If you think homemade brisket requires a day of hovering by the oven, Katsuji Tanabe wants you to know you’re doing it wrong.
On Friday night, about 50 far-flung millennials tuned into a virtual cooking class to watch the Raleigh-based chef make ten-minute brisket tacos with a traditionally Mexican and totally kosher salsa.
He poured mezcal. He shared taco-holding tricks. He answered many iterations of the question “Will this be spicy?” For Jews deprived of access to bubbe’s brisket for far too long, it was a Shabbat miracle — all delivered by a chef who doesn’t keep kosher at home, and isn’t even Jewish.
“Even though Shabbat isn’t my tradition, I’ve adopted it as my own,” Tanabe told the crowd.
The son of Mexican and Japanese parents, Tanabe immigrated to Los Angeles as a teenager, where he did stints as a dishwasher (including at Hooters) before working his way up the ranks of the city’s white glove restaurants. He was mired in a particularly grueling gig when he got a call from upscale steakhouse Shiloh offering him a job as chief chef.

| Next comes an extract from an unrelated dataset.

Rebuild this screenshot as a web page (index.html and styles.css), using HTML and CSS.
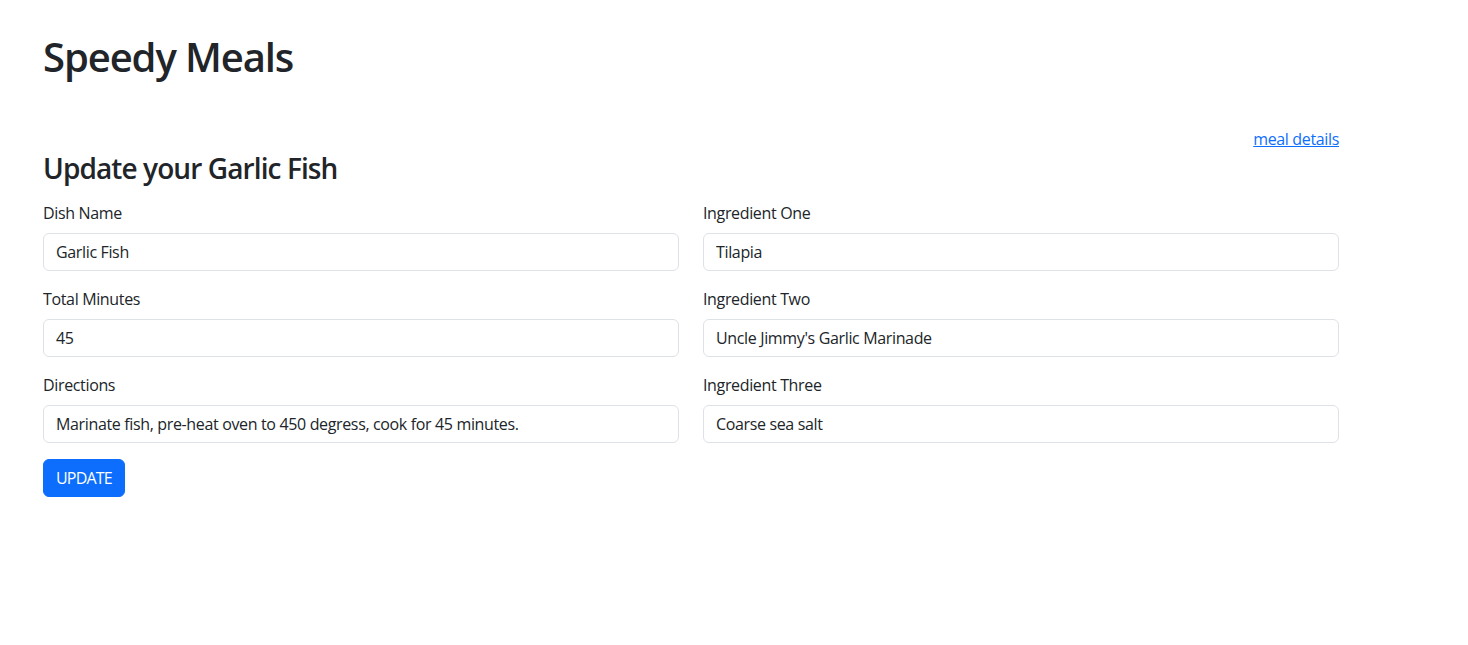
FILE: index.html
```html
<!DOCTYPE html>
<html lang="en">
<head>
<meta charset="utf-8">
<title>Speedy Meals</title>
<link rel="stylesheet" href="styles.css">
</head>
<body>
<div class="page">
  <h1 class="title">Speedy Meals</h1>
  <div class="link-row"><a href="#" class="details-link">meal details</a></div>
  <h3 class="subtitle">Update your Garlic Fish</h3>
  <form class="form-grid">
    <div class="col">
      <div class="field">
        <label class="label">Dish Name</label>
        <input class="input" type="text" value="Garlic Fish">
      </div>
      <div class="field">
        <label class="label">Total Minutes</label>
        <input class="input" type="text" value="45">
      </div>
      <div class="field">
        <label class="label">Directions</label>
        <input class="input" type="text" value="Marinate fish, pre-heat oven to 450 degress, cook for 45 minutes.">
      </div>
      <button type="button" class="btn">UPDATE</button>
    </div>
    <div class="col">
      <div class="field">
        <label class="label">Ingredient One</label>
        <input class="input" type="text" value="Tilapia">
      </div>
      <div class="field">
        <label class="label">Ingredient Two</label>
        <input class="input" type="text" value="Uncle Jimmy's Garlic Marinade">
      </div>
      <div class="field">
        <label class="label">Ingredient Three</label>
        <input class="input" type="text" value="Coarse sea salt">
      </div>
    </div>
  </form>
</div>
</body>
</html>
```
FILE: styles.css
```css
* { box-sizing: border-box; }
html, body { margin: 0; padding: 0; background: #fff; }
body {
  font-family: "Open Sans", "Noto Sans", sans-serif;
  font-size: 16px;
  line-height: 24px;
  letter-spacing: -0.35px;
  color: #212529;
}
.page {
  width: 1296px;
  margin-left: 43px;
  padding-top: 33px;
}
.title {
  margin: 0;
  font-size: 40px;
  line-height: 48px;
  font-weight: 600;
  letter-spacing: -1.1px;
}
.link-row {
  margin-top: 46px;
  text-align: right;
}
.details-link {
  color: #0d6efd;
  text-decoration: underline;
}
.subtitle {
  margin: 0 0 16px;
  font-size: 28px;
  line-height: 34px;
  font-weight: 600;
  letter-spacing: -0.9px;
}
.form-grid {
  display: grid;
  grid-template-columns: 1fr 1fr;
  column-gap: 24px;
}
.field { margin-bottom: 16px; }
.label {
  display: block;
  margin-bottom: 8px;
}
.input {
  display: block;
  width: 100%;
  height: 38px;
  padding: 6px 12px;
  font: inherit;
  letter-spacing: inherit;
  color: #212529;
  border: 1px solid #dee2e6;
  border-radius: 6px;
  background: #fff;
}
.btn {
  display: inline-block;
  height: 38px;
  padding: 6px 12px;
  font: inherit;
  letter-spacing: -0.8px;
  color: #fff;
  background: #0d6efd;
  border: 1px solid #0d6efd;
  border-radius: 6px;
}
```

Tanabe was elated — until he walked into the dining room, saw the kippah-clad diners, and realized it was a glatt kosher establishment.
“I love pork, I love lobster,” Tanabe recalled telling his potential employers. But he took the job, which he now credits with forcing him to think outside the pot: Instead of relying on creams and sauces to flavor meat dishes, for example, he developed a flair for chilies and spices.
“I never picked kosher,” he said. “Kosher picked me.”
So when it was time to go out on his own, it was fitting that Tanabe stuck with kosher. His restaurant Mexikosher, which opened in Los Angeles in 2011 (it has since expanded to New York), serves up fast casual Mexican fare — but without the cheese and sour cream many associate with the cuisine. He’s offered diners veal sweetbreads, goose tacos, and plenty of vegan cheese. During Passover, he even kashers his food truck.
There’s a practical reason for all this, of course. “If I open a Mexican restaurant in L.A., I would fight against 20,000 other Mexican restaurants,” Tanabe said. “If I open a Mexican kosher restaurant, I’m the first. I pretty much wrote the book on Mexican kosher.” While Mexican Jews have been cooking kosher for centuries, that claim is partially true — he really did write a book.
Now, of course, his restaurants have been temporarily shuttered by the coronavirus pandemic. Tanabe has spent his quarantine dropping wisdom via classes like this one hosted by One Table, an organization that encourages millennials to host Shabbat dinner parties for which friends — and complete strangers — can register online. Providing hosts with hospitality coaching and meal subsidies, the organization uses technology and the lingo of self-care to market the age-old ritual as a cure for burnout.
OneTable prides itself on ambience, and it’s hard to recreate that via Zoom. But, from his Raleigh kitchen, Tanabe did his best, showing spectators how to mix mezcal and miso paste into a cocktail, slice chilies for salsa and heat up store-bought tortillas (“No shame in that!”). The secret behind his quick brisket? Slice the meat thin, and beat it even thinner with a knife handle before frying.
While he cooked, he discussed his success (“I’m only the best Mexican kosher chef in America”), shared the perks of owning a restaurant that closes on Shabbat (“You can have sex on Shabbat, right? My rabbi says so.”), and committed some minor acts of Jewish heresy (“I don’t really care about latkes”).
Some viewers followed from their kitchens, knives at the ready. Others watched from their couches. Still more kept their cameras off, by which I can only assume that, like me, they were eating chocolate chips and waiting for their boyfriends to pick up pizza.
Once the meal was assembled, Tanabe tuned out, leaving the class to share a quick Shabbat blessing and tuck in at their many tables. His biggest tip? Be generous with the mezcal. “It’s a mitzvah on Friday to get drunk.” (Halachic reality check: No, it’s not.)
Tanabe may not be a member of the tribe. But as Maya Katz-Ali, one of the event’s hosts, quipped, “I’ve never taken such a Jewish cooking class.”